Goal of the exercise -
Work out how many lines in the entries below include the word "screenshot". Give nothing but the number.

# start of Data

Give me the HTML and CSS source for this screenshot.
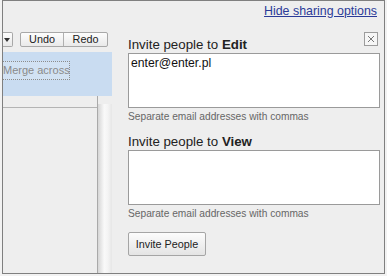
FILE: index.html
```html
<!DOCTYPE html>
<html lang="en">
<head>
  <meta charset="UTF-8" />
  <title>Sharing options</title>
  <link rel="stylesheet" href="styles.css">
</head>
<body>
  <div class="marco">
    <div class="hoja">
      <div class="barra">
        <div class="desplegable">
          <svg width="6" height="4" viewBox="0 0 6 4"><path d="M0 0H6L3 4Z" fill="#333"/></svg>
        </div>
        <div class="grupo">
          <div class="boton">Undo</div>
          <div class="boton">Redo</div>
        </div>
      </div>
      <div class="seleccion">
        <div class="combinar">Merge across</div>
      </div>
      <div class="celdas">
        <div class="columna">
          <div class="fila"></div>
        </div>
        <div class="sombra"></div>
      </div>
    </div>

    <div class="panel">
      <a class="ocultar" href="#">Hide sharing options</a>
      <div class="cabecera">
        <div class="etiqueta">Invite people to <b>Edit</b></div>
        <div class="cerrar">
          <svg width="12" height="12" viewBox="0 0 12 12"><path d="M3 3L9 9M9 3L3 9" stroke="#777" stroke-width="1"/></svg>
        </div>
      </div>
      <textarea class="correos">enter@enter.pl</textarea>
      <div class="ayuda">Separate email addresses with commas</div>

      <div class="etiqueta segunda">Invite people to <b>View</b></div>
      <textarea class="correos"></textarea>
      <div class="ayuda">Separate email addresses with commas</div>

      <button class="invitar">Invite People</button>
    </div>
  </div>
</body>
</html>
```

FILE: styles.css
```css
html, body {
  margin: 0;
  padding: 0;
  background: #f2f2f2;
  font-family: 'Liberation Sans', Arial, sans-serif;
  overflow: hidden;
}

.marco {
  margin-left: 2px;
  width: 383px;
  height: 274px;
  box-sizing: border-box;
  border: 1px solid #7f7f7f;
  background: #eeeeee;
  display: flex;
}

/* hoja de calculo de fondo */
.hoja {
  width: 109px;
  display: flex;
  flex-direction: column;
  padding-top: 31px;
}

.barra {
  display: flex;
  height: 15px;
}

.desplegable {
  width: 10px;
  box-sizing: border-box;
  border: 1px solid #a8a8a8;
  border-left: none;
  border-radius: 0 2px 2px 0;
  background: linear-gradient(#fdfdfd, #e8e8e8);
  display: flex;
  align-items: center;
  padding-left: 1px;
}

.grupo {
  margin-left: 7px;
  display: flex;
  border: 1px solid #a8a8a8;
  border-radius: 2px;
  background: linear-gradient(#fdfdfd, #e9e9e9);
}

.boton {
  width: 42px;
  font-size: 10.8px;
  line-height: 13px;
  text-align: center;
  color: #222;
}

.boton + .boton {
  width: 43px;
  border-left: 1px solid #b0b0b0;
}

.seleccion {
  margin-top: 5px;
  height: 44px;
  background: #c9dcf1;
  padding-top: 9px;
  box-sizing: border-box;
}

.combinar {
  width: 67px;
  height: 19px;
  box-sizing: border-box;
  border: 1px dotted #8c8c8c;
  border-left: none;
  background: #d2e2f3;
  color: #8a8a8a;
  font-size: 11px;
  line-height: 17px;
  white-space: nowrap;
}

.celdas {
  flex: 1;
  display: flex;
}

.columna {
  width: 95px;
  box-sizing: border-box;
  border-right: 1px solid #a9a9a9;
}

.fila {
  height: 12px;
  box-sizing: border-box;
  border-bottom: 1px solid #b4b4b4;
}

.sombra {
  flex: 1;
  margin-top: 8px;
  background: linear-gradient(to right, #d6d6d6, #f9f9f9 45%, #f4f4f4 70%, #e6e6e6);
}

/* panel de compartir */
.panel {
  width: 272px;
  box-sizing: border-box;
  padding: 0 4px 0 16px;
  display: flex;
  flex-direction: column;
}

.ocultar {
  margin-top: 3px;
  margin-right: 3px;
  align-self: flex-end;
  font-size: 12.4px;
  line-height: 15px;
  color: #2b3b98;
  text-decoration: underline;
}

.cabecera {
  margin-top: 13px;
  display: flex;
  justify-content: space-between;
  align-items: flex-start;
}

.etiqueta {
  margin-top: 5px;
  font-size: 13.3px;
  line-height: 15px;
  color: #222;
}

.etiqueta.segunda {
  margin-top: 11px;
}

.cerrar {
  width: 14px;
  height: 14px;
  box-sizing: border-box;
  margin-right: 2px;
  border: 1px solid #9c9c9c;
  background: #f6f6f6;
  display: flex;
  align-items: center;
  justify-content: center;
}

.correos {
  margin: 1px 0 0 0;
  width: 252px;
  height: 55px;
  box-sizing: border-box;
  border: 1px solid #9a9a9a;
  padding: 2px 2px;
  background: white;
  font-family: 'Liberation Sans', Arial, sans-serif;
  font-size: 12.2px;
  line-height: 14px;
  color: #111;
  resize: none;
  outline: none;
  overflow: hidden;
}

.ayuda {
  margin-top: 3px;
  font-size: 10.2px;
  line-height: 12px;
  color: #666;
}

.invitar {
  margin-top: 12px;
  width: 78px;
  height: 24px;
  padding: 0;
  box-sizing: border-box;
  border: 1px solid #a5a5a5;
  border-radius: 2px;
  background: linear-gradient(#fcfcfc, #e4e4e4);
  font-family: 'Liberation Sans', Arial, sans-serif;
  font-size: 10.8px;
  color: #222;
}
```
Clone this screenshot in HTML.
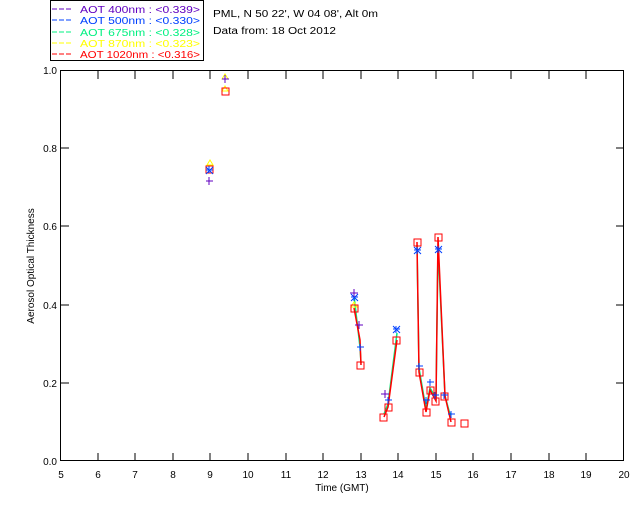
<!DOCTYPE html><html><head><style>body{margin:0;background:#fff}svg{display:block}text{font-family:"Liberation Sans",sans-serif;font-size:10px}</style></head><body>
<svg width="640" height="512" viewBox="0 0 640 512">
<rect x="50.5" y="0.5" width="153" height="60" fill="none" stroke="#000"/>
<g>
<line x1="52" y1="9" x2="73" y2="9" stroke="#6000c0" stroke-dasharray="5,2"/><text x="80" y="13" fill="#6000c0" textLength="120" lengthAdjust="spacingAndGlyphs">AOT  400nm : &lt;0.339&gt;</text>
<line x1="52" y1="20" x2="73" y2="20" stroke="#0040ff" stroke-dasharray="5,2"/><text x="80" y="24" fill="#0040ff" textLength="120" lengthAdjust="spacingAndGlyphs">AOT  500nm : &lt;0.330&gt;</text>
<line x1="52" y1="32" x2="73" y2="32" stroke="#00f080" stroke-dasharray="5,2"/><text x="80" y="36" fill="#00f080" textLength="120" lengthAdjust="spacingAndGlyphs">AOT  675nm : &lt;0.328&gt;</text>
<line x1="52" y1="43" x2="73" y2="43" stroke="#ffff00" stroke-dasharray="5,2"/><text x="80" y="47" fill="#ffff00" textLength="120" lengthAdjust="spacingAndGlyphs">AOT  870nm : &lt;0.323&gt;</text>
<line x1="52" y1="54" x2="73" y2="54" stroke="#ff0000" stroke-dasharray="5,2"/><text x="80" y="58" fill="#ff0000" textLength="120" lengthAdjust="spacingAndGlyphs">AOT 1020nm : &lt;0.316&gt;</text>
</g>
<text x="213" y="17" textLength="165" lengthAdjust="spacingAndGlyphs">PML, N 50 22', W 04 08', Alt 0m</text>
<text x="213" y="34" textLength="123" lengthAdjust="spacingAndGlyphs">Data from: 18 Oct 2012</text>
<rect x="60.5" y="70.5" width="563" height="390" fill="none" stroke="#000"/>
<g stroke="#000">
<path d="M98 461v-8M135 461v-8M173 461v-8M210 461v-8M248 461v-8M286 461v-8M323 461v-8M361 461v-8M398 461v-8M436 461v-8M473 461v-8M511 461v-8M549 461v-8M586 461v-8"/>
<path d="M98 71v8M135 71v8M173 71v8M210 71v8M248 71v8M286 71v8M323 71v8M361 71v8M398 71v8M436 71v8M473 71v8M511 71v8M549 71v8M586 71v8"/>
<path d="M61 383h8M61 305h8M61 226h8M61 148h8M624 383h-8M624 305h-8M624 226h-8M624 148h-8"/>
</g>
<g text-anchor="middle">
<text x="61" y="478">5</text><text x="98" y="478">6</text><text x="135" y="478">7</text><text x="173" y="478">8</text><text x="210" y="478">9</text><text x="248" y="478">10</text><text x="286" y="478">11</text><text x="323" y="478">12</text><text x="361" y="478">13</text><text x="398" y="478">14</text><text x="436" y="478">15</text><text x="473" y="478">16</text><text x="511" y="478">17</text><text x="549" y="478">18</text><text x="586" y="478">19</text><text x="624" y="478">20</text>
<text x="342" y="491">Time (GMT)</text>
</g>
<g text-anchor="end"><text x="57" y="465">0.0</text><text x="57" y="387">0.2</text><text x="57" y="309">0.4</text><text x="57" y="230">0.6</text><text x="57" y="152">0.8</text><text x="57" y="74">1.0</text></g>
<text transform="translate(34,266) rotate(-90)" text-anchor="middle" font-size="9">Aerosol Optical Thickness</text>
<g fill="none">
<g stroke="#00f080" stroke-width="1.5">
<polyline points="354,296 360,347 361,363"/>
<polyline points="384,414 388,404 397,333"/>
<polyline points="417,245 419,368 426,409 430,388 436,398 438,246 445,396 451,418"/>
</g>
<g stroke="#ff0000" stroke-width="1.5">
<polyline points="354,308 360,340 361,365"/>
<polyline points="384,417 388,407 397,340"/>
<polyline points="417,242 419,372 426,412 430,390 436,401 438,237 445,396 451,422"/>
</g>
<g stroke="#ffff00"><path d="M210 160l-3 5h6zM225 74l-3 5h6zM225 86l-3 5h6zM354 302l-3 5h6z"/></g>
<g stroke="#ff0000"><rect x="206" y="166" width="7" height="7"/><rect x="222" y="88" width="7" height="7"/><rect x="351" y="305" width="7" height="7"/><rect x="357" y="362" width="7" height="7"/><rect x="380" y="414" width="7" height="7"/><rect x="385" y="404" width="7" height="7"/><rect x="393" y="337" width="7" height="7"/><rect x="414" y="239" width="7" height="7"/><rect x="416" y="369" width="7" height="7"/><rect x="423" y="409" width="7" height="7"/><rect x="427" y="387" width="7" height="7"/><rect x="432" y="398" width="7" height="7"/><rect x="435" y="234" width="7" height="7"/><rect x="441" y="393" width="7" height="7"/><rect x="448" y="419" width="7" height="7"/><rect x="461" y="420" width="7" height="7"/></g>
<g stroke="#0040ff"><path d="M206 170h7M209 166v7M351 297h7M354 294v7M357 347h7M360 344v7M385 400h7M388 397v7M393 329h7M396 326v7M414 250h7M417 247v7M416 366h7M419 363v7M423 400h7M426 397v7M427 382h7M430 379v7M432 395h7M435 392v7M435 249h7M438 246v7M441 395h7M444 392v7M448 414h7M451 411v7M206 167l7 7M213 167l-7 7M351 294l7 7M358 294l-7 7M393 326l7 7M400 326l-7 7M414 247l7 7M421 247l-7 7M435 246l7 7M442 246l-7 7"/></g>
<g stroke="#6000c0"><path d="M206 181h7M209 177v8M222 79h7M225 75v8M350 293h8M354 289v8M355 325h8M359 321v8M381 394h8M385 390v8"/></g>
</g>
</svg></body></html>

# end of Data

Right answer -
2